Woanders regnet’s

Diese Miniatur entstand mal wieder im Autorenworkshop. Vorgegeben waren die ersten beiden Sätze des Romans „Oben in der Villa“ von W. Somerset Maugham sowie das Zitat „Woanders regnet’s“. Nach einigen Minuten der Ratlosigkeit fielen mir Luisa und Leonardo ein, die es nicht leicht miteinander haben …

Woanders regnet’s

Die Villa stand oben auf einem Hügel. Von ihrer Terrasse aus hatte man einen herrlichen Blick auf Florenz.

Dennoch war Luisa unzufrieden. Leonardo störte sich nicht weiter daran. Er hatte sie nicht wegen ihres Charmes geheiratet, sondern wegen des beträchtlichen Vermögens, das sie mit in die Ehe brachte. Er war bereit, dafür so manche Kröte zu schlucken, und hörte sich das Gejammere und Geschimpfe seiner Frau seit etlichen Jahren geduldig an.

„Es ist so heiß hier“, klagte Luisa. „Man spürt, wie die Stauwärme aus der Stadt den Hügel heraufzieht!“

Das war natürlich Unsinn: Oben auf dem Hügel wehte stets ein leichter Wind und das Klima war sehr angenehm. Trotzdem sagte Leonardo „Ja, Schatz.“, und blätterte eine Seite in seinem Buch um.

„Und wie das stinkt! Woanders regnet’s auch im Sommer ab und zu mal, das spült den Dreck von der Straße und klärt die Luft!“

„Jaja, so ist das“, bestätigte Leonardo und trank einen Schluck Limonade.

„Und woanders“, setzte Luisa fort, „da kann man mehr machen als nur auf der Terrasse zu sitzen und den Hügel runterzugucken. Woanders ist was los!“

Leonardo sah auf: „Was möchtest du denn machen, meine Liebe?“

Luisa zuckte die Schultern. „Ach, ich weiß es auch nicht. Etwas erleben. Reisen. Woanders sein. Oder jemand anderes. Ich will eine Mutter sein und einen Hund haben!“

Leonardo lächelte. Er stand auf, strich seiner Frau im Vorbeigehen über das Haar und ging hinein, um wie jeden Abend die Nachrichten zu gucken. Es war wie immer: Mord und Totschlag in den USA, hohe Politik in Europa, ein Unwetter mit gebrochenen Staudämmen in der chinesischen Provinz Hubei, Chaos im italienischen Parlament. Nichts wirklich Neues.

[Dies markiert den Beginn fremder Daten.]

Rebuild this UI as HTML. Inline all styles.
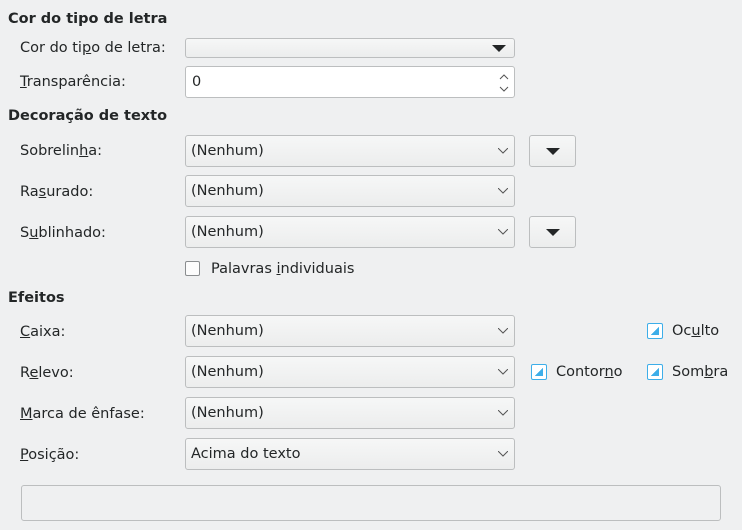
<!DOCTYPE html><html><head><style>
body{margin:0;width:742px;height:530px;background:#eff0f1;font-family:"DejaVu Sans",sans-serif;font-size:14.5px;color:#232627;position:relative;overflow:hidden}
.a{position:absolute;white-space:nowrap}
.h{font-weight:bold}
.cb{position:absolute;left:185px;width:330px;height:30px;border:1px solid #bcbebf;border-radius:3px;background:linear-gradient(#f6f7f7,#eceded);box-sizing:border-box}
.cb span{position:absolute;left:5px;top:7px}
.cb svg{position:absolute;right:6px;top:12px}
.btn{position:absolute;left:529px;width:47px;height:30px;border:1px solid #bcbebf;border-radius:3px;background:linear-gradient(#f6f7f7,#eceded);box-sizing:border-box}
.tri{position:absolute;width:0;height:0;border-left:7px solid transparent;border-right:7px solid transparent;border-top:7px solid #232627}
.ck{position:absolute;width:16px;height:16px;border:1px solid #3daee9;border-radius:2px;background:#fff;box-sizing:border-box}
.ck:after{content:"";position:absolute;left:3px;top:3px;width:8px;height:8px;background:linear-gradient(135deg,transparent 50%,#3daee9 50%);border:0}
u{text-decoration:underline}
</style></head><body>
<div class="a h" style="left:8px;top:11px">Cor do tipo de letra</div>
<div class="a" style="left:20px;top:40px">Cor do ti<u>p</u>o de letra:</div>
<div class="cb" style="top:38px;height:20px"><div class="tri" style="right:8px;top:6px"></div></div>
<div class="a" style="left:20px;top:74px"><u>T</u>ransparência:</div>
<div class="a" style="left:185px;top:66px;width:330px;height:32px;background:#fff;border:1px solid #bcbebf;border-radius:3px;box-sizing:border-box"><span class="a" style="left:6px;top:7px">0</span>
<svg class="a" style="right:5px;top:6px" width="10" height="20"><path d="M1 6l4-4 4 4M1 14l4 4 4-4" fill="none" stroke="#555" stroke-width="1"/></svg></div>
<div class="a h" style="left:8px;top:108px">Decoração de texto</div>
<div class="a" style="left:20px;top:143px">Sobrelin<u>h</u>a:</div>
<div class="cb" style="top:135px;height:32px"><span>(Nenhum)</span><svg width="10" height="6"><path d="M0 0l5 5 5-5" fill="none" stroke="#555"/></svg></div>
<div class="btn" style="top:135px;height:32px"><div class="tri" style="left:16px;top:12px"></div></div>
<div class="a" style="left:20px;top:184px">Ra<u>s</u>urado:</div>
<div class="cb" style="top:175px;height:32px"><span>(Nenhum)</span><svg width="10" height="6"><path d="M0 0l5 5 5-5" fill="none" stroke="#555"/></svg></div>
<div class="a" style="left:20px;top:225px">S<u>u</u>blinhado:</div>
<div class="cb" style="top:216px;height:32px"><span>(Nenhum)</span><svg width="10" height="6"><path d="M0 0l5 5 5-5" fill="none" stroke="#555"/></svg></div>
<div class="btn" style="top:216px;height:32px"><div class="tri" style="left:16px;top:12px"></div></div>
<div class="a" style="left:185px;top:261px;width:15px;height:15px;border:1px solid #8a8d8f;border-radius:2px;background:#fcfcfc;box-sizing:border-box"></div>
<div class="a" style="left:211px;top:261px">Palavras <u>i</u>ndividuais</div>
<div class="a h" style="left:8px;top:290px">Efeitos</div>
<div class="a" style="left:20px;top:324px"><u>C</u>aixa:</div>
<div class="cb" style="top:315px;height:32px"><span>(Nenhum)</span><svg width="10" height="6"><path d="M0 0l5 5 5-5" fill="none" stroke="#555"/></svg></div>
<div class="a" style="left:20px;top:365px">R<u>e</u>levo:</div>
<div class="cb" style="top:356px;height:32px"><span>(Nenhum)</span><svg width="10" height="6"><path d="M0 0l5 5 5-5" fill="none" stroke="#555"/></svg></div>
<div class="a" style="left:20px;top:406px"><u>M</u>arca de ênfase:</div>
<div class="cb" style="top:397px;height:32px"><span>(Nenhum)</span><svg width="10" height="6"><path d="M0 0l5 5 5-5" fill="none" stroke="#555"/></svg></div>
<div class="a" style="left:20px;top:447px"><u>P</u>osição:</div>
<div class="cb" style="top:438px;height:32px"><span>Acima do texto</span><svg width="10" height="6"><path d="M0 0l5 5 5-5" fill="none" stroke="#555"/></svg></div>
<div class="ck" style="left:647px;top:323px"></div><div class="a" style="left:672px;top:323px">Oc<u>u</u>lto</div>
<div class="ck" style="left:531px;top:364px"></div><div class="a" style="left:556px;top:364px">Contor<u>n</u>o</div>
<div class="ck" style="left:647px;top:364px"></div><div class="a" style="left:672px;top:364px">Som<u>b</u>ra</div>
<div class="a" style="left:21px;top:485px;width:700px;height:36px;border:1px solid #bcbebf;border-radius:3px;box-sizing:border-box;background:#eff0f1"></div>
</body></html>
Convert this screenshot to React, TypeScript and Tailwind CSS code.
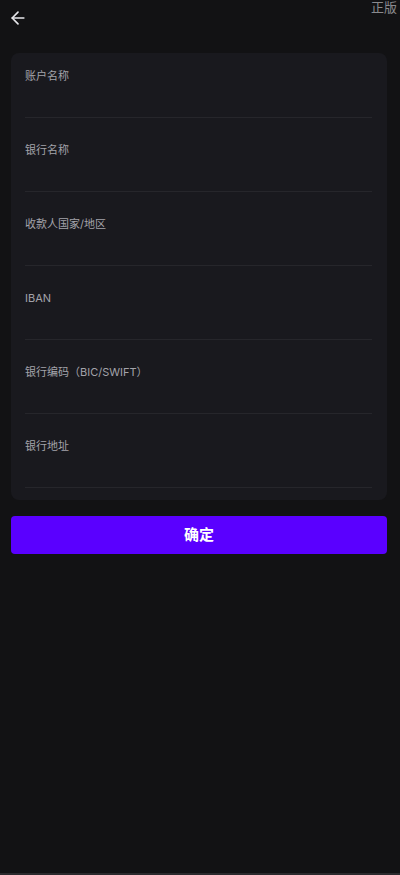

Nach den Nachrichten schaltete Leonardo den Fernseher sofort ab. Er sah versonnen vor sich hin. Dann setzte er sich an seinen Laptop und kaufte seiner reisewütigen Frau ihr Geburtstagsgeschenk: ein Oneway-Ticket erster Klasse in die chinesische Katastrophenregion.

„Woanders regnet’s?“ Das konnte sie haben.

2 Kommentare zu “Woanders regnet’s

  1. Heute ist hier woanders – und ich habe Zeit, diese kleine nette Geschichte zu lesen. Nicht auszudenken, was ich heute machen würde, hätte ich einen herrlichen Blick auf Florenz!